Reviews

The Most Precious of Cargoes (12A) |Close-Up Film Review

Dir: Michel Hazanavicius, France/Belgium, 2024, 80 mins, in French, Russian and German with subtitles

Cast: Jean-Louis Trintignant, Dominique Blanc, Grégory Gadebois

Review by Carol Allen

This is a beautifully realised animation based on the novel by Jean-Claude Grumberg.   With its sombre colours combined with a picture book style it feels in its opening scenes like a Grimm’s fairy tale.  Narrated by the late Jean-Louis Trintignant, it even begins “Once upon a time….”

A  poor peasant woman (Dominique Blanc) is collecting wood in the snow covered forest.  The woman and her husband (Grégory Gadebois) scrape a meagre living as woodcutters.
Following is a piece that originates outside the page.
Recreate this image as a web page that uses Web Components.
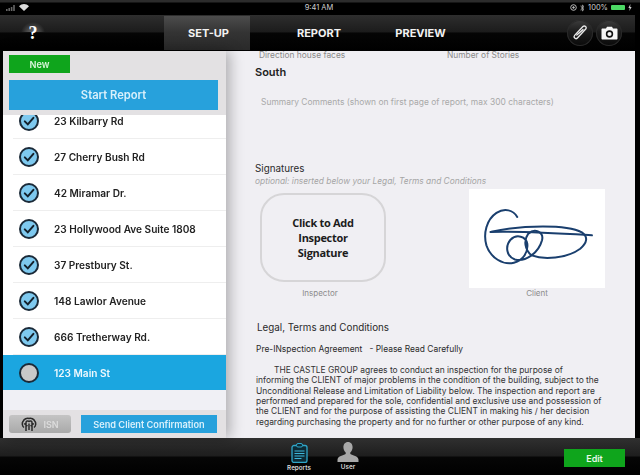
<!DOCTYPE html>
<html>
<head>
<meta charset="utf-8">
<style>
  html, body { margin: 0; height: 100%; background: #000; overflow: hidden; }
  body { font-family: Inter, "Liberation Sans", sans-serif; }
</style>
</head>
<body>
<inspection-app></inspection-app>
<script>
class StatusBar extends HTMLElement {
  constructor() {
    super();
    this.attachShadow({ mode: 'open' });
    this.shadowRoot.innerHTML = /* html */ `
    <style>
      :host {
        display: grid;
        grid-template-columns: 1fr auto 1fr;
        align-items: center;
        height: 15px;
        padding: 0 8px 0 6px;
        box-sizing: border-box;
        background: linear-gradient(#2c2c2c 0, #2c2c2c 2px, #000 3px);
        color: #cfcfcf;
        font-size: 7.5px;
      }
      .left, .right { display: flex; align-items: center; }
      .left { gap: 2px; }
      .right { justify-content: flex-end; gap: 3px; }
      .batt { width: 14px; height: 5px; background: #4cd964; border-radius: 1px; }
    </style>
    <div class="left">
      <svg width="11" height="6" viewBox="0 0 11 6" fill="#666"><rect x="0" y="4" width="1.6" height="2"/><rect x="2.4" y="3" width="1.6" height="3"/><rect x="4.8" y="2" width="1.6" height="4"/><rect x="7.2" y="0" width="1.6" height="6"/></svg>
      <svg width="10" height="7" viewBox="0 0 10 7"><path d="M5 7 0 2.2C3-.7 7-.7 10 2.2Z" fill="#ddd"/></svg>
    </div>
    <span>9:41 AM</span>
    <div class="right">
      <svg width="7" height="7" viewBox="0 0 7 7" fill="none" stroke="#bbb"><circle cx="3.5" cy="3.5" r="2.8"/><circle cx="3.5" cy="3.5" r=".8" fill="#bbb"/></svg>
      <svg width="5" height="8" viewBox="0 0 5 8" fill="none" stroke="#bbb" stroke-width=".8"><path d="M.5 2 4 5.4 2.3 7V1L4 2.6.5 6"/></svg>
      <span>100%</span>
      <div class="batt"></div>
      <svg width="4" height="7" viewBox="0 0 4 7" fill="#ccc"><path d="M2.4 0 .4 4h1.3L1.4 7 3.6 3H2.2Z"/></svg>
    </div>
    `;
  }
}
customElements.define('status-bar', StatusBar);

class NavBar extends HTMLElement {
  constructor() {
    super();
    this.attachShadow({ mode: 'open' });
    this.shadowRoot.innerHTML = /* html */ `
    <style>
      :host {
        display: flex;
        align-items: stretch;
        height: 36px;
        margin-right: 5px;
        background: linear-gradient(#2e2e2e 0, #1c1c1c 47%, #050505 50%, #000 100%);
        color: #f2f2f2;
        font-size: 11px;
        font-weight: 700;
      }
      .help {
        width: 66px;
        display: flex;
        align-items: center;
        justify-content: center;
        padding-top: 1px;
        box-sizing: border-box;
        color: #fff;
        font: bold 18px "Liberation Serif", serif;
        background: radial-gradient(ellipse 12px 11px at 50% 18px, #6a6a6a 0, #444 55%, transparent 100%) no-repeat 0 0 / 100% 17px;
      }
      .tabs { display: flex; margin-left: 98px; padding-top: 1px; }
      .tab {
        display: flex;
        align-items: center;
        justify-content: center;
        height: 34px;
      }
      .on { width: 86px; padding-left: 3px; box-sizing: border-box; background: linear-gradient(#4c4c4c, #333 50%, #2a2a2a); }
      .report { width: 138px; }
      .preview { width: 65px; }
      .tools { margin-left: auto; display: flex; align-items: center; gap: 3px; padding-right: 13px; }
      .round {
        width: 26px;
        height: 26px;
        border-radius: 50%;
        background: linear-gradient(#3d3d3d, #1c1c1c 45%, #0a0a0a);
        box-shadow: inset 0 0 0 1px #2a2a2a;
        display: flex;
        align-items: center;
        justify-content: center;
      }
    </style>
    <div class="help">?</div>
    <div class="tabs">
      <div class="tab on">SET-UP</div>
      <div class="tab report">REPORT</div>
      <div class="tab preview">PREVIEW</div>
    </div>
    <div class="tools">
      <div class="round">
        <svg width="18" height="18" viewBox="0 0 18 18" fill="none" stroke="#e8e8e8" stroke-width="1.4" stroke-linecap="round"><path d="M12.6 2.8 3.4 10.8c-1.900 1.700.5 4.500 2.500 2.800l9.200-8c1.700-1.500-.6-4.100-2.500-2.800Z" transform="rotate(-6 9 9)"/><path d="M5.800 11 12 5.600"/></svg>
      </div>
      <div class="round">
        <svg width="17" height="14" viewBox="0 0 17 14"><path d="M1.500 2.500H5L6 .8h5l1 1.700h3.500c.6 0 1 .4 1 1v9c0 .6-.4 1-1 1h-14c-.6 0-1-.4-1-1v-9c0-.6.4-1 1-1Z" fill="#f6f6f6"/><circle cx="8.500" cy="8" r="3.700" fill="#111"/><circle cx="8.500" cy="8" r="2.100" fill="#f6f6f6"/></svg>
      </div>
    </div>
    `;
  }
}
customElements.define('nav-bar', NavBar);

class AddressRow extends HTMLElement {
  constructor() {
    super();
    this.attachShadow({ mode: 'open' });
    this.shadowRoot.innerHTML = /* html */ `
    <style>
      :host {
        display: flex;
        align-items: center;
        height: 36px;
        flex: none;
        box-sizing: border-box;
        padding-left: 16px;
        gap: 15px;
        position: relative;
        font-size: 10.1px;
        font-weight: 600;
        color: #222;
      }
      :host::after {
        content: "";
        position: absolute;
        left: 10px;
        right: 0;
        bottom: 0;
        height: 1px;
        background: #eeeeee;
      }
      :host([active]) { background: #1ba6e0; color: #eef8fd; height: 35px; }
      :host([active])::after { display: none; }
      svg { flex: none; }
    </style>
    <svg width="20" height="20" viewBox="0 0 20 20">
      <circle cx="10" cy="10" r="9" fill="${this.hasAttribute('active') ? '#c9c9c9' : '#7ec9ef'}" stroke="#1b2a38" stroke-width="2"/>
      ${this.hasAttribute('active') ? '' : '<path d="M5.800 10.400 8.800 13.400 14.400 6.800" fill="none" stroke="#14212c" stroke-width="2" stroke-linecap="round"/>'}
    </svg>
    <slot></slot>
    `;
  }
}
customElements.define('address-row', AddressRow);

class ReportSidebar extends HTMLElement {
  constructor() {
    super();
    this.attachShadow({ mode: 'open' });
    this.shadowRoot.innerHTML = /* html */ `
    <style>
      :host {
        display: flex;
        flex-direction: column;
        width: 223px;
        flex: none;
        background: #e3e1e3;
        box-shadow: 4px 0 13px rgba(0, 0, 0, 0.28);
        position: relative;
        font-weight: 600;
      }
      .head { padding: 4px 8px 5px 6px; height: 64px; box-sizing: border-box; }
      .new {
        width: 61px;
        height: 18px;
        background: #0fa51c;
        color: #d8f5da;
        font-size: 9.2px;
        display: flex;
        align-items: center;
        justify-content: center;
      }
      .start {
        margin-top: 7px;
        height: 30px;
        background: #27a1dc;
        color: #d9f0fb;
        font-size: 11.2px;
        display: flex;
        align-items: center;
        justify-content: center;
      }
      .list {
        height: 295px;
        background: #f0f0f5;
        overflow: hidden;
        display: flex;
        flex-direction: column;
      }
      .rows { background: #fff; margin-top: -12px; }
      .foot {
        flex: 1;
        display: flex;
        align-items: center;
        gap: 10px;
        padding: 0 9px 0 6px;
      }
      .isn {
        width: 62px;
        height: 18px;
        border-radius: 3px;
        background: linear-gradient(#c4c4c4, #a9a9a9);
        color: #dcdcdc;
        font-size: 9px;
        display: flex;
        align-items: center;
        justify-content: center;
        gap: 6px;
      }
      .send {
        flex: 1;
        height: 18px;
        background: #27a1dc;
        color: #d9f0fb;
        font-size: 9.2px;
        white-space: nowrap;
        display: flex;
        align-items: center;
        justify-content: center;
      }
    </style>
    <div class="head">
      <div class="new">New</div>
      <div class="start">Start Report</div>
    </div>
    <div class="list"><div class="rows"><slot></slot></div></div>
    <div class="foot">
      <div class="isn">
        <svg width="16" height="15" viewBox="0 0 16 15" fill="none" stroke="#2a2a2a" stroke-width="1.5"><path d="M3 10.500C1 9 .8 6 2 4.500 3 2 6 .8 8 1.500 10 .8 13 2 14 4.500 15.200 6 15 9 13 10.500"/><path d="M5 14V5.500C5 3.800 7 3.500 8 4.500 9 3.500 11 3.800 11 5.500V14M8 13V6.500M3 6.500 6.500 9M13 6.500 9.500 9"/></svg>
        <span>ISN</span>
      </div>
      <div class="send">Send Client Confirmation</div>
    </div>
    `;
  }
}
customElements.define('report-sidebar', ReportSidebar);

class SignatureBoxes extends HTMLElement {
  constructor() {
    super();
    this.attachShadow({ mode: 'open' });
    this.shadowRoot.innerHTML = /* html */ `
    <style>
      :host {
        display: flex;
        align-items: flex-start;
        margin-top: 2px;
        padding-left: 34px;
        color: #8b8b8b;
        font-size: 8px;
        line-height: 10px;
        text-align: center;
      }
      .col { display: flex; flex-direction: column; align-items: center; }
      .ins { width: 126px; margin-top: 4px; }
      .cli { width: 136px; margin-left: 83px; }
      .add {
        width: 126px;
        height: 89px;
        box-sizing: border-box;
        border: 2px solid #d6d5d7;
        border-radius: 24px;
        display: flex;
        align-items: center;
        justify-content: center;
        color: #1c1c1c;
        font: bold 11px/15px "Open Sans", sans-serif;
        letter-spacing: -0.3px;
      }
      .sig { width: 136px; height: 99px; background: #fff; display: block; }
      .ins span { margin-top: 6px; padding-right: 6px; }
    </style>
    <div class="col ins">
      <div class="add">Click to Add<br>Inspector<br>Signature</div>
      <span>Inspector</span>
    </div>
    <div class="col cli">
      <svg class="sig" viewBox="718 117 406 295" fill="none" stroke="#1a3f6e" stroke-width="6" stroke-linecap="round">
        <path d="M862 200C850 180 825 172 800 188 770 208 760 250 770 285 782 322 820 345 852 337 880 330 895 305 892 280 888 258 860 250 842 268 825 288 830 318 855 327 885 335 925 310 936 270 942 245 915 232 895 250 880 270 885 300 905 315 940 328 1010 325 1050 295 1070 278 1075 260 1055 246 1010 222 880 224 785 244"/>
        <path d="M782 245C870 242 1000 250 1085 255"/>
      </svg>
      <span>Client</span>
    </div>
    `;
  }
}
customElements.define('signature-boxes', SignatureBoxes);

class SetupForm extends HTMLElement {
  constructor() {
    super();
    this.attachShadow({ mode: 'open' });
    this.shadowRoot.innerHTML = /* html */ `
    <style>
      :host {
        display: block;
        flex: 1;
        background: #f0eff3;
        overflow: hidden;
        color: #2a2a2a;
      }
      .clip { display: flex; margin: 0 0 0 33px; height: 10px; line-height: 10px; font-size: 8.4px; color: #8a8a8a; transform: translateY(-1px); overflow: hidden; }
      .clip span { width: 188px; }
      .south { margin: 4px 0 0 29px; font-size: 11px; font-weight: 600; line-height: 14px; color: #222; }
      .summary { margin: 17px 0 0 35px; font-size: 8.45px; line-height: 12px; color: #a9a9a9; }
      .sig-title { margin: 54px 0 0 29px; font-size: 9.8px; line-height: 13px; }
      .optional { margin: 0 0 0 29px; font-size: 8.4px; line-height: 12px; font-style: italic; color: #a5a5a5; }
      .legal { margin: 23px 0 0 31px; font-size: 9.8px; line-height: 14px; }
      .pre { margin: 8px 0 0 30px; font-size: 8.45px; line-height: 12px; white-space: pre; }
      .body { margin: 10px 0 0 30px; font-size: 8.45px; line-height: 10.35px; white-space: nowrap; color: #333; }
      .body span { padding-left: 18px; }
    </style>
    <div class="clip"><span>Direction house faces</span><span>Number of Stories</span></div>
    <div class="south">South</div>
    <div class="summary">Summary Comments (shown on first page of report, max 300 characters)</div>
    <div class="sig-title">Signatures</div>
    <div class="optional">optional: inserted below your Legal, Terms and Conditions</div>
    <signature-boxes></signature-boxes>
    <div class="legal">Legal, Terms and Conditions</div>
    <div class="pre">Pre-INspection Agreement   - Please Read Carefully</div>
    <div class="body"><span>THE CASTLE GROUP agrees to conduct an inspection for the purpose of</span><br>informing the CLIENT of major problems in the condition of the building, subject to the<br>Unconditional Release and Limitation of Liability below. The inspection and report are<br>performed and prepared for the sole, confidential and exclusive use and possession of<br>the CLIENT and for the purpose of assisting the CLIENT in making his / her decision<br>regarding purchasing the property and for no further or other purpose of any kind.</div>
    `;
  }
}
customElements.define('setup-form', SetupForm);

class BottomBar extends HTMLElement {
  constructor() {
    super();
    this.attachShadow({ mode: 'open' });
    this.shadowRoot.innerHTML = /* html */ `
    <style>
      :host {
        display: flex;
        height: 37px;
        background: linear-gradient(#303030 0, #1e1e1e 48%, #060606 52%, #000 100%);
        color: #d8d8d8;
        font-size: 6.3px;
        font-weight: 600;
      }
      .tabs { display: flex; margin-left: 281px; }
      .item { width: 36px; display: flex; flex-direction: column; align-items: center; padding-top: 5px; box-sizing: border-box; height: 37px; }
      .item:last-child { margin-left: 13px; width: 36px; padding-top: 4px; }
      .item svg { flex: none; display: block; }
      .item span { margin-top: 1px; line-height: 8px; }
      .edit {
        margin: 11px 15px 0 auto;
        width: 61px;
        height: 18px;
        background: #0fa51c;
        color: #e8f8ea;
        font-size: 9px;
        display: flex;
        align-items: center;
        justify-content: center;
      }
    </style>
    <div class="tabs">
      <div class="item">
        <svg width="17" height="20" viewBox="0 0 17 20" fill="none"><rect x="1" y="2.500" width="15" height="17" rx="2" stroke="#2fa6c9" stroke-width="1.300" fill="#0d2a35"/><rect x="5.500" y=".5" width="6" height="3.500" rx="1.500" stroke="#2fa6c9" fill="#0d2a35"/><path d="M3.500 8h10M3.500 10.500h10M3.500 13h10M3.500 15.500h7" stroke="#3fb6d9" stroke-width="1.200"/></svg>
        <span>Reports</span>
      </div>
      <div class="item">
        <svg width="22" height="20" viewBox="0 0 22 20"><path d="M11 0c3 0 4.600 2.300 4.600 5.300 0 2.200-1 4.200-2.300 5.300v1.400c2.500 1.300 7.700 2 8.200 5.500v2.500H.5V17.500c.5-3.500 5.700-4.200 8.200-5.500v-1.400C7.400 9.500 6.400 7.500 6.400 5.300 6.400 2.300 8 0 11 0Z" fill="#a8a8a8"/></svg>
        <span>User</span>
      </div>
    </div>
    <div class="edit">Edit</div>
    `;
  }
}
customElements.define('bottom-bar', BottomBar);

class InspectionApp extends HTMLElement {
  constructor() {
    super();
    this.attachShadow({ mode: 'open' });
    const addresses = ['23 Kilbarry Rd', '27 Cherry Bush Rd', '42 Miramar Dr.', '23 Hollywood Ave Suite 1808', '37 Prestbury St.', '148 Lawlor Avenue', '666 Tretherway Rd.'];
    this.shadowRoot.innerHTML = /* html */ `
    <style>
      :host { display: flex; flex-direction: column; width: 640px; height: 475px; overflow: hidden; filter: blur(0.4px); }
      .middle { display: flex; height: 387px; margin: 0 5px 0 3px; }
    </style>
    <status-bar></status-bar>
    <nav-bar></nav-bar>
    <div class="middle">
      <report-sidebar>
        ${addresses.map((a) => `<address-row>${a}</address-row>`).join('')}
        <address-row active>123 Main St</address-row>
      </report-sidebar>
      <setup-form></setup-form>
    </div>
    <bottom-bar></bottom-bar>
    `;
  }
}
customElements.define('inspection-app', InspectionApp);
</script>
</body>
</html>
Every day the cargo trains thunder through the forest.  The woman prays for something valuable to be dropped from the train.   She also prays for the baby she longs for.  And one day a baby is thrown from that train.

The setting is Poland in 1943 and we soon discover that this is a bleak but also life affirming story, inspired by one of the cruellest times in our history.  It is indeed a grim tale.

The woman takes the baby to her heart.   But her husband and the other men in their small community realise that his baby must be one of those they term “The Heartless”.  They mean the Jews.   They know what the cargo in those wagons is.  Later this is confirmed when we flash back to the agony of the father (Antonin Maurel),throwing his child out into the snow in the hope that she will somehow survive. 

Banished by her husband to the barn with her baby, the woman finds unexpected help from a neighbour (Denis Podalydès), horribly disfigured in the previous war and now living in bitter solitude.  The grimness of the tale is momentarily lightened with elements such as that and particularly the delight of the initially harsh husband when the child captures his heart.  Though that is soon quashed when his anti-semitic friends discover he is harbouring a Jewish baby.  As a result of their “patriotic” actions, the woman is forced into a cruel odyssey of survival with the child she now loves as her daughter.

The film doesn’t spare us the horrors of Auschwitz.  One of its most moving scenes is at the end of the war, when the child’s father, just released from the camp and now an almost unrecognisable skeleton and the sole survivor of his family, encounters the woman and child waiting in the snow for a train.  Does he realise that little girl is his child?  

While the ironic resolution of the story is a master stroke.

Director Michel Hazanavicius’s best known previous film is the multi-Oscar winning silent move The Artist (2011).   I loved that.  This harsh yet beautiful tale I love even more.